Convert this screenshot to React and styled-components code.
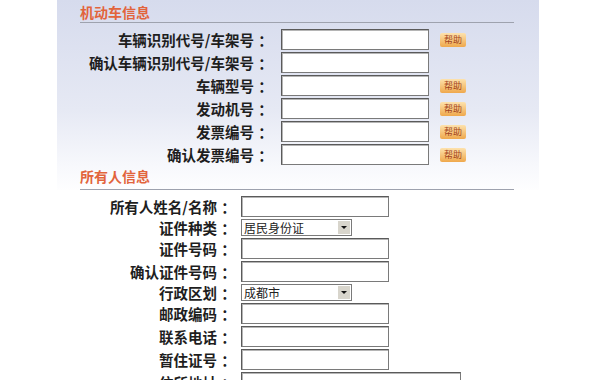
import React from "react";
import styled, { createGlobalStyle } from "styled-components";

const GlobalStyle = createGlobalStyle`
  body {
    margin: 0;
    background: #fff;
    font-family: "Noto Sans CJK SC", "DejaVu Sans", sans-serif;
    color: #222;
  }
`;

const Page = styled.div`
  width: 600px;
  height: 380px;
  overflow: hidden;
  background: #fff;
`;

const Panel = styled.div`
  margin-left: 57px;
  width: 482px;
  padding: 4px 0 0 23px;
  box-sizing: border-box;
  background: linear-gradient(#d6dbed 0, #e6e9f4 110px, #f7f8fc 165px, #fff 195px);
`;

const SectionTitle = styled.div`
  width: 434px;
  font-size: 14px;
  line-height: 16px;
  font-weight: 700;
  color: #e2643c;
  padding-bottom: ${(p) => p.$pad || 2}px;
  border-bottom: 1px solid #9ea2ae;
  margin-top: ${(p) => p.$top || 0}px;
`;

const Rows = styled.div`
  display: grid;
  grid-template-columns: ${(p) => p.$labelWidth}px auto 1fr;
  column-gap: ${(p) => p.$gap}px;
  row-gap: 2px;
  align-items: center;
  margin-top: ${(p) => p.$top}px;
  margin-left: ${(p) => p.$left || 0}px;
`;

const Label = styled.div`
  display: flex;
  justify-content: flex-end;
  font-size: 14.5px;
  line-height: 17px;
  font-weight: 700;
  color: #1e1e1e;
  white-space: nowrap;
`;

const Colon = styled.span`
  width: 15px;
  margin-left: 4px;
  text-align: center;
`;

const TextInput = styled.div`
  box-sizing: border-box;
  width: ${(p) => p.$width || 148}px;
  height: 21px;
  background: #fff;
  border: 1px solid #7a7a7a;
  border-top-color: #5a5a5a;
  border-left-color: #5a5a5a;
  box-shadow: inset 1px 1px 0 #b5b5b5;
`;

const SelectBox = styled.div`
  box-sizing: border-box;
  width: 111px;
  height: 17px;
  display: flex;
  align-items: stretch;
  background: #fff;
  border: 1px solid #7a7a7a;
  font-size: 12px;
  line-height: 15px;
  color: #222;
`;

const SelectText = styled.span`
  flex: 1;
  padding-left: 2px;
`;

const SelectArrow = styled.span`
  width: 12px;
  margin: 1px;
  background: #d8d5cc;
  display: flex;
  align-items: center;
  justify-content: center;
  &::after {
    content: "";
    border-left: 3px solid transparent;
    border-right: 3px solid transparent;
    border-top: 3px solid #111;
  }
`;

const Help = styled.span`
  justify-self: start;
  margin-left: 3px;
  width: 26px;
  height: 14px;
  display: flex;
  align-items: center;
  justify-content: center;
  border-radius: 2px;
  background: linear-gradient(#fde2ad, #efa84c);
  font-size: 9px;
  color: #a2431c;
  line-height: 1;
`;

const vehicleRows = [
  { label: "车辆识别代号/车架号", help: true },
  { label: "确认车辆识别代号/车架号", help: false },
  { label: "车辆型号", help: true },
  { label: "发动机号", help: true },
  { label: "发票编号", help: true },
  { label: "确认发票编号", help: true },
];

const ownerRows = [
  { label: "所有人姓名/名称" },
  { label: "证件种类", select: "居民身份证" },
  { label: "证件号码" },
  { label: "确认证件号码" },
  { label: "行政区划", select: "成都市" },
  { label: "邮政编码" },
  { label: "联系电话" },
  { label: "暂住证号" },
  { label: "住所地址", width: 220 },
];

const App = () => {
  return (
    <Page>
      <GlobalStyle />
      <Panel>
        <SectionTitle>机动车信息</SectionTitle>
        <Rows $labelWidth={193} $gap={8} $top={6}>
          {vehicleRows.map((r) => (
            <React.Fragment key={r.label}>
              <Label>
                {r.label}
                <Colon>：</Colon>
              </Label>
              <TextInput />
              {r.help ? <Help>帮助</Help> : <span />}
            </React.Fragment>
          ))}
        </Rows>
        <SectionTitle $top={3} $pad={5}>所有人信息</SectionTitle>
      </Panel>
      <Rows $labelWidth={156} $gap={5} $top={6} $left={80}>
        {ownerRows.map((r) => (
          <React.Fragment key={r.label}>
            <Label>
              {r.label}
              <Colon>：</Colon>
            </Label>
            {r.select ? (
              <SelectBox>
                <SelectText>{r.select}</SelectText>
                <SelectArrow />
              </SelectBox>
            ) : (
              <TextInput $width={r.width} />
            )}
            <span />
          </React.Fragment>
        ))}
      </Rows>
    </Page>
  );
};

export default App;
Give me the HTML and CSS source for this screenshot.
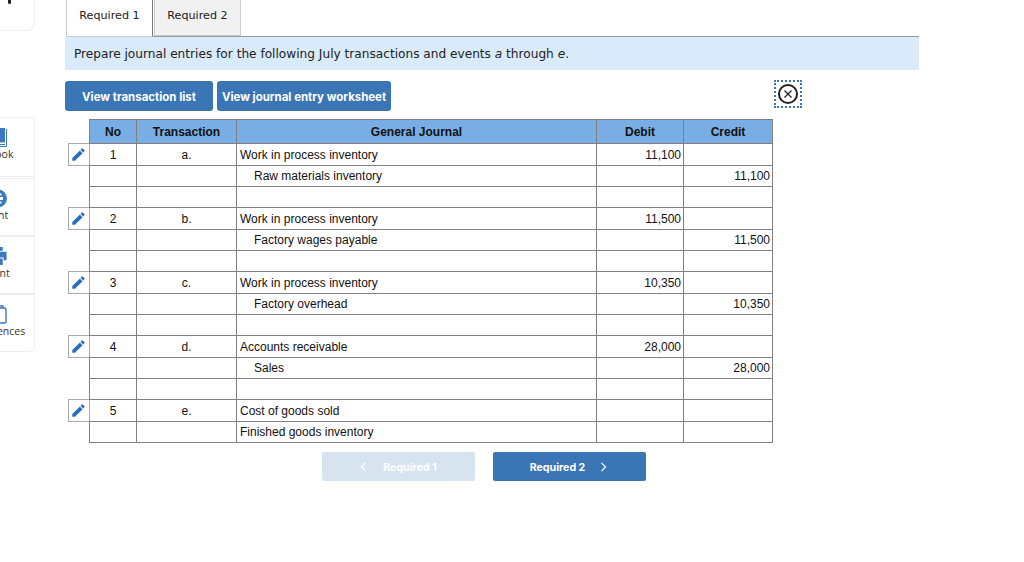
• • •
▸ **WHAT IS NEEDED**
Repeat every record above exactly, but leave out any pictures.

▸ **OUTPUT FOR THIS EXERCISE**
Convert this screenshot to React and styled-components code.
import React from "react";
import styled, { createGlobalStyle } from "styled-components";

const GlobalStyle = createGlobalStyle`
  body {
    margin: 0;
    background: #fff;
    font-family: "Noto Sans CJK SC", "DejaVu Sans", sans-serif;
    color: #222;
  }
`;

const Page = styled.div`
  width: 600px;
  height: 380px;
  overflow: hidden;
  background: #fff;
`;

const Panel = styled.div`
  margin-left: 57px;
  width: 482px;
  padding: 4px 0 0 23px;
  box-sizing: border-box;
  background: linear-gradient(#d6dbed 0, #e6e9f4 110px, #f7f8fc 165px, #fff 195px);
`;

const SectionTitle = styled.div`
  width: 434px;
  font-size: 14px;
  line-height: 16px;
  font-weight: 700;
  color: #e2643c;
  padding-bottom: ${(p) => p.$pad || 2}px;
  border-bottom: 1px solid #9ea2ae;
  margin-top: ${(p) => p.$top || 0}px;
`;

const Rows = styled.div`
  display: grid;
  grid-template-columns: ${(p) => p.$labelWidth}px auto 1fr;
  column-gap: ${(p) => p.$gap}px;
  row-gap: 2px;
  align-items: center;
  margin-top: ${(p) => p.$top}px;
  margin-left: ${(p) => p.$left || 0}px;
`;

const Label = styled.div`
  display: flex;
  justify-content: flex-end;
  font-size: 14.5px;
  line-height: 17px;
  font-weight: 700;
  color: #1e1e1e;
  white-space: nowrap;
`;

const Colon = styled.span`
  width: 15px;
  margin-left: 4px;
  text-align: center;
`;

const TextInput = styled.div`
  box-sizing: border-box;
  width: ${(p) => p.$width || 148}px;
  height: 21px;
  background: #fff;
  border: 1px solid #7a7a7a;
  border-top-color: #5a5a5a;
  border-left-color: #5a5a5a;
  box-shadow: inset 1px 1px 0 #b5b5b5;
`;

const SelectBox = styled.div`
  box-sizing: border-box;
  width: 111px;
  height: 17px;
  display: flex;
  align-items: stretch;
  background: #fff;
  border: 1px solid #7a7a7a;
  font-size: 12px;
  line-height: 15px;
  color: #222;
`;

const SelectText = styled.span`
  flex: 1;
  padding-left: 2px;
`;

const SelectArrow = styled.span`
  width: 12px;
  margin: 1px;
  background: #d8d5cc;
  display: flex;
  align-items: center;
  justify-content: center;
  &::after {
    content: "";
    border-left: 3px solid transparent;
    border-right: 3px solid transparent;
    border-top: 3px solid #111;
  }
`;

const Help = styled.span`
  justify-self: start;
  margin-left: 3px;
  width: 26px;
  height: 14px;
  display: flex;
  align-items: center;
  justify-content: center;
  border-radius: 2px;
  background: linear-gradient(#fde2ad, #efa84c);
  font-size: 9px;
  color: #a2431c;
  line-height: 1;
`;

const vehicleRows = [
  { label: "车辆识别代号/车架号", help: true },
  { label: "确认车辆识别代号/车架号", help: false },
  { label: "车辆型号", help: true },
  { label: "发动机号", help: true },
  { label: "发票编号", help: true },
  { label: "确认发票编号", help: true },
];

const ownerRows = [
  { label: "所有人姓名/名称" },
  { label: "证件种类", select: "居民身份证" },
  { label: "证件号码" },
  { label: "确认证件号码" },
  { label: "行政区划", select: "成都市" },
  { label: "邮政编码" },
  { label: "联系电话" },
  { label: "暂住证号" },
  { label: "住所地址", width: 220 },
];

const App = () => {
  return (
    <Page>
      <GlobalStyle />
      <Panel>
        <SectionTitle>机动车信息</SectionTitle>
        <Rows $labelWidth={193} $gap={8} $top={6}>
          {vehicleRows.map((r) => (
            <React.Fragment key={r.label}>
              <Label>
                {r.label}
                <Colon>：</Colon>
              </Label>
              <TextInput />
              {r.help ? <Help>帮助</Help> : <span />}
            </React.Fragment>
          ))}
        </Rows>
        <SectionTitle $top={3} $pad={5}>所有人信息</SectionTitle>
      </Panel>
      <Rows $labelWidth={156} $gap={5} $top={6} $left={80}>
        {ownerRows.map((r) => (
          <React.Fragment key={r.label}>
            <Label>
              {r.label}
              <Colon>：</Colon>
            </Label>
            {r.select ? (
              <SelectBox>
                <SelectText>{r.select}</SelectText>
                <SelectArrow />
              </SelectBox>
            ) : (
              <TextInput $width={r.width} />
            )}
            <span />
          </React.Fragment>
        ))}
      </Rows>
    </Page>
  );
};

export default App;
Give me the HTML and CSS source for this screenshot.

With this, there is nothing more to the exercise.